**REQUIRED TASK**
Would you write out the listing verbatim and skip every picture in it?

+ + + + + + +

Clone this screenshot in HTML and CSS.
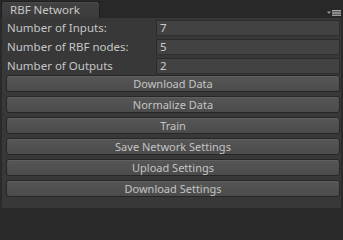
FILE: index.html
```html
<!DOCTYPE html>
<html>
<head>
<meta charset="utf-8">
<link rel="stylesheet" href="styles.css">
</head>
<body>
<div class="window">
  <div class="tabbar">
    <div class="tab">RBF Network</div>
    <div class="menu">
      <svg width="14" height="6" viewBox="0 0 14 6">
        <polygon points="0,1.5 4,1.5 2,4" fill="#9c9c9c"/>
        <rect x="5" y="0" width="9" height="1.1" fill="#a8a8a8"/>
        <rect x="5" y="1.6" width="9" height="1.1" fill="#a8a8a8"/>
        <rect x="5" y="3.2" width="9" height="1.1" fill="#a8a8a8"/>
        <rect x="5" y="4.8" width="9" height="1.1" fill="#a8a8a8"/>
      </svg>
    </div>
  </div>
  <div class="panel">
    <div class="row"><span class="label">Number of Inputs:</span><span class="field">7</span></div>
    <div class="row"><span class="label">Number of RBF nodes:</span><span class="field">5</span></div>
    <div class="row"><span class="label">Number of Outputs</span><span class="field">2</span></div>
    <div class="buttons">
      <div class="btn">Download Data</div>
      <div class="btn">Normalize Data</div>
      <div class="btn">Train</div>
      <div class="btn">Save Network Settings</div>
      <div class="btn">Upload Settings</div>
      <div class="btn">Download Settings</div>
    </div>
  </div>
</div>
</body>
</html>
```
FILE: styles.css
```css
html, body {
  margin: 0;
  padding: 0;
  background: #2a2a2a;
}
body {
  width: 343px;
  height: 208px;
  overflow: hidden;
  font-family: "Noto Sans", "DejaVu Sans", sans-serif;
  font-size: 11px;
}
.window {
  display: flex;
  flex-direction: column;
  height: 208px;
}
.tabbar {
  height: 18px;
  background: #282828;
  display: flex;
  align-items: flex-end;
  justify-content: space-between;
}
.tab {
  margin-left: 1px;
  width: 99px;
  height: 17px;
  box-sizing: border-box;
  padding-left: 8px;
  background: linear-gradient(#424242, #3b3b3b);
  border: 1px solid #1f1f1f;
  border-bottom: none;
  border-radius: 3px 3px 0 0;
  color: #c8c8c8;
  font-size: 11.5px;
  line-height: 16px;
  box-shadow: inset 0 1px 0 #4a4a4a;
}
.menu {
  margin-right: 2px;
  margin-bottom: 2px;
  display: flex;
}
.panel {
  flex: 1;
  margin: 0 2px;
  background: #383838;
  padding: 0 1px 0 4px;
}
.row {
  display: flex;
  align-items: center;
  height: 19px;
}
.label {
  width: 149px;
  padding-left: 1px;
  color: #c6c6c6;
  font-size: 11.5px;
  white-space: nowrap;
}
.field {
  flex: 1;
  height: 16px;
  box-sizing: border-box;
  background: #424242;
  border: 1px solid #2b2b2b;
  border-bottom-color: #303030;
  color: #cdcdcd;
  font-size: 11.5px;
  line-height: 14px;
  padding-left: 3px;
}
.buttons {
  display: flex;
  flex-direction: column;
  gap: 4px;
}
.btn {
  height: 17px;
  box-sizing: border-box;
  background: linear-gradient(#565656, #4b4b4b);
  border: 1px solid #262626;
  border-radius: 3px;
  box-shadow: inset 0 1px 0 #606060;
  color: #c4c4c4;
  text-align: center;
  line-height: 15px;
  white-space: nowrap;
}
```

+ + + + + + +

**EXERCISE RESULT**
Clone this screenshot in HTML and CSS.
FILE: index.html
```html
<!DOCTYPE html>
<html>
<head>
<meta charset="utf-8">
<link rel="stylesheet" href="styles.css">
</head>
<body>
<div class="window">
  <div class="tabbar">
    <div class="tab">RBF Network</div>
    <div class="menu">
      <svg width="14" height="6" viewBox="0 0 14 6">
        <polygon points="0,1.5 4,1.5 2,4" fill="#9c9c9c"/>
        <rect x="5" y="0" width="9" height="1.1" fill="#a8a8a8"/>
        <rect x="5" y="1.6" width="9" height="1.1" fill="#a8a8a8"/>
        <rect x="5" y="3.2" width="9" height="1.1" fill="#a8a8a8"/>
        <rect x="5" y="4.8" width="9" height="1.1" fill="#a8a8a8"/>
      </svg>
    </div>
  </div>
  <div class="panel">
    <div class="row"><span class="label">Number of Inputs:</span><span class="field">7</span></div>
    <div class="row"><span class="label">Number of RBF nodes:</span><span class="field">5</span></div>
    <div class="row"><span class="label">Number of Outputs</span><span class="field">2</span></div>
    <div class="buttons">
      <div class="btn">Download Data</div>
      <div class="btn">Normalize Data</div>
      <div class="btn">Train</div>
      <div class="btn">Save Network Settings</div>
      <div class="btn">Upload Settings</div>
      <div class="btn">Download Settings</div>
    </div>
  </div>
</div>
</body>
</html>
```
FILE: styles.css
```css
html, body {
  margin: 0;
  padding: 0;
  background: #2a2a2a;
}
body {
  width: 343px;
  height: 208px;
  overflow: hidden;
  font-family: "Noto Sans", "DejaVu Sans", sans-serif;
  font-size: 11px;
}
.window {
  display: flex;
  flex-direction: column;
  height: 208px;
}
.tabbar {
  height: 18px;
  background: #282828;
  display: flex;
  align-items: flex-end;
  justify-content: space-between;
}
.tab {
  margin-left: 1px;
  width: 99px;
  height: 17px;
  box-sizing: border-box;
  padding-left: 8px;
  background: linear-gradient(#424242, #3b3b3b);
  border: 1px solid #1f1f1f;
  border-bottom: none;
  border-radius: 3px 3px 0 0;
  color: #c8c8c8;
  font-size: 11.5px;
  line-height: 16px;
  box-shadow: inset 0 1px 0 #4a4a4a;
}
.menu {
  margin-right: 2px;
  margin-bottom: 2px;
  display: flex;
}
.panel {
  flex: 1;
  margin: 0 2px;
  background: #383838;
  padding: 0 1px 0 4px;
}
.row {
  display: flex;
  align-items: center;
  height: 19px;
}
.label {
  width: 149px;
  padding-left: 1px;
  color: #c6c6c6;
  font-size: 11.5px;
  white-space: nowrap;
}
.field {
  flex: 1;
  height: 16px;
  box-sizing: border-box;
  background: #424242;
  border: 1px solid #2b2b2b;
  border-bottom-color: #303030;
  color: #cdcdcd;
  font-size: 11.5px;
  line-height: 14px;
  padding-left: 3px;
}
.buttons {
  display: flex;
  flex-direction: column;
  gap: 4px;
}
.btn {
  height: 17px;
  box-sizing: border-box;
  background: linear-gradient(#565656, #4b4b4b);
  border: 1px solid #262626;
  border-radius: 3px;
  box-shadow: inset 0 1px 0 #606060;
  color: #c4c4c4;
  text-align: center;
  line-height: 15px;
  white-space: nowrap;
}
```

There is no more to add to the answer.